Only the pictures are omitted; repeat all other data exactly.

» **Dataset extract**:
□ □ □ □

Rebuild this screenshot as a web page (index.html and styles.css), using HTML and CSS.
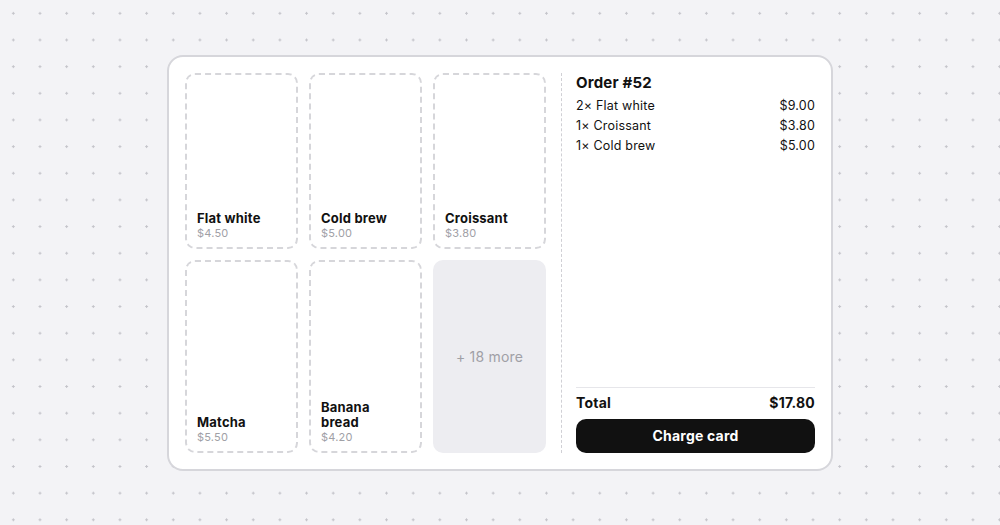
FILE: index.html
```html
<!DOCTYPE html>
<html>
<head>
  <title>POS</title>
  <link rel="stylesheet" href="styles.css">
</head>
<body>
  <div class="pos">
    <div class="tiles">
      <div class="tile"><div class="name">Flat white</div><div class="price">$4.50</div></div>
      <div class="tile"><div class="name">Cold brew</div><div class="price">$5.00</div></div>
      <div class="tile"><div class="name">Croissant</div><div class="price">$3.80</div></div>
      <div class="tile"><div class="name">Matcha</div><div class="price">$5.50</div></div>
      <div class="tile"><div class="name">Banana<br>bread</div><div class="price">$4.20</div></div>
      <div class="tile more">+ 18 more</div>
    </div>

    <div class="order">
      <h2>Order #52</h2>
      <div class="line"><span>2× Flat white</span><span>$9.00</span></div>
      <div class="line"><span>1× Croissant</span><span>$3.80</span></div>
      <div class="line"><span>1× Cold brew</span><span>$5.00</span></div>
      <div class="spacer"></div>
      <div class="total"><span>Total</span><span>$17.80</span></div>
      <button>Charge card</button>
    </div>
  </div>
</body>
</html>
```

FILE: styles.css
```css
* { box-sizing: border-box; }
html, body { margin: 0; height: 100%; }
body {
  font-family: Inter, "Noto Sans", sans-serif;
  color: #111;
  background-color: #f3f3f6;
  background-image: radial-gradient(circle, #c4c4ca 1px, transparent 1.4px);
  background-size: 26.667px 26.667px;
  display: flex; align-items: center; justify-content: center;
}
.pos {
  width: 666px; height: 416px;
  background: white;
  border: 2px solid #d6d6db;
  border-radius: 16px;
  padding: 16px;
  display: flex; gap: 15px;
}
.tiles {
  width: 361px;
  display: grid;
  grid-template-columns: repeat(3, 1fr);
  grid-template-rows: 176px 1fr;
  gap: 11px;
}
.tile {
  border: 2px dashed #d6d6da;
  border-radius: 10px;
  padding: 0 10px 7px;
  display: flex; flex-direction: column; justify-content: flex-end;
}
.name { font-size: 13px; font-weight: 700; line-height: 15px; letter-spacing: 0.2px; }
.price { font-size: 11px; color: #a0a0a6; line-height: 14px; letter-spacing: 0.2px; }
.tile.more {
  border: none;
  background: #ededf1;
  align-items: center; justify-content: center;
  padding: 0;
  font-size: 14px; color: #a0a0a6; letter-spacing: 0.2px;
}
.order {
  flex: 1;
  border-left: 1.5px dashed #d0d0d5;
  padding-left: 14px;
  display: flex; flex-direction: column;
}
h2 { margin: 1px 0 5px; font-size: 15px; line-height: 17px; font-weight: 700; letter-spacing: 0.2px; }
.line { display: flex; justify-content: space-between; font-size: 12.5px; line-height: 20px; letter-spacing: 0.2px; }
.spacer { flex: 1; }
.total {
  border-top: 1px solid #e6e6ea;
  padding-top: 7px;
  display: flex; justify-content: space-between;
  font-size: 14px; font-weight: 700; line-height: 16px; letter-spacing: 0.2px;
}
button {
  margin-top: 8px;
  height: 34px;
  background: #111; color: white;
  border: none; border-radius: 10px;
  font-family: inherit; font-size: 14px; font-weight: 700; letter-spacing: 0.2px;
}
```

□ □ □ □

» **Result of this exercise**:
Rebuild this screenshot as a web page (index.html and styles.css), using HTML and CSS.
FILE: index.html
```html
<!DOCTYPE html>
<html>
<head>
  <title>POS</title>
  <link rel="stylesheet" href="styles.css">
</head>
<body>
  <div class="pos">
    <div class="tiles">
      <div class="tile"><div class="name">Flat white</div><div class="price">$4.50</div></div>
      <div class="tile"><div class="name">Cold brew</div><div class="price">$5.00</div></div>
      <div class="tile"><div class="name">Croissant</div><div class="price">$3.80</div></div>
      <div class="tile"><div class="name">Matcha</div><div class="price">$5.50</div></div>
      <div class="tile"><div class="name">Banana<br>bread</div><div class="price">$4.20</div></div>
      <div class="tile more">+ 18 more</div>
    </div>

    <div class="order">
      <h2>Order #52</h2>
      <div class="line"><span>2× Flat white</span><span>$9.00</span></div>
      <div class="line"><span>1× Croissant</span><span>$3.80</span></div>
      <div class="line"><span>1× Cold brew</span><span>$5.00</span></div>
      <div class="spacer"></div>
      <div class="total"><span>Total</span><span>$17.80</span></div>
      <button>Charge card</button>
    </div>
  </div>
</body>
</html>
```

FILE: styles.css
```css
* { box-sizing: border-box; }
html, body { margin: 0; height: 100%; }
body {
  font-family: Inter, "Noto Sans", sans-serif;
  color: #111;
  background-color: #f3f3f6;
  background-image: radial-gradient(circle, #c4c4ca 1px, transparent 1.4px);
  background-size: 26.667px 26.667px;
  display: flex; align-items: center; justify-content: center;
}
.pos {
  width: 666px; height: 416px;
  background: white;
  border: 2px solid #d6d6db;
  border-radius: 16px;
  padding: 16px;
  display: flex; gap: 15px;
}
.tiles {
  width: 361px;
  display: grid;
  grid-template-columns: repeat(3, 1fr);
  grid-template-rows: 176px 1fr;
  gap: 11px;
}
.tile {
  border: 2px dashed #d6d6da;
  border-radius: 10px;
  padding: 0 10px 7px;
  display: flex; flex-direction: column; justify-content: flex-end;
}
.name { font-size: 13px; font-weight: 700; line-height: 15px; letter-spacing: 0.2px; }
.price { font-size: 11px; color: #a0a0a6; line-height: 14px; letter-spacing: 0.2px; }
.tile.more {
  border: none;
  background: #ededf1;
  align-items: center; justify-content: center;
  padding: 0;
  font-size: 14px; color: #a0a0a6; letter-spacing: 0.2px;
}
.order {
  flex: 1;
  border-left: 1.5px dashed #d0d0d5;
  padding-left: 14px;
  display: flex; flex-direction: column;
}
h2 { margin: 1px 0 5px; font-size: 15px; line-height: 17px; font-weight: 700; letter-spacing: 0.2px; }
.line { display: flex; justify-content: space-between; font-size: 12.5px; line-height: 20px; letter-spacing: 0.2px; }
.spacer { flex: 1; }
.total {
  border-top: 1px solid #e6e6ea;
  padding-top: 7px;
  display: flex; justify-content: space-between;
  font-size: 14px; font-weight: 700; line-height: 16px; letter-spacing: 0.2px;
}
button {
  margin-top: 8px;
  height: 34px;
  background: #111; color: white;
  border: none; border-radius: 10px;
  font-family: inherit; font-size: 14px; font-weight: 700; letter-spacing: 0.2px;
}
```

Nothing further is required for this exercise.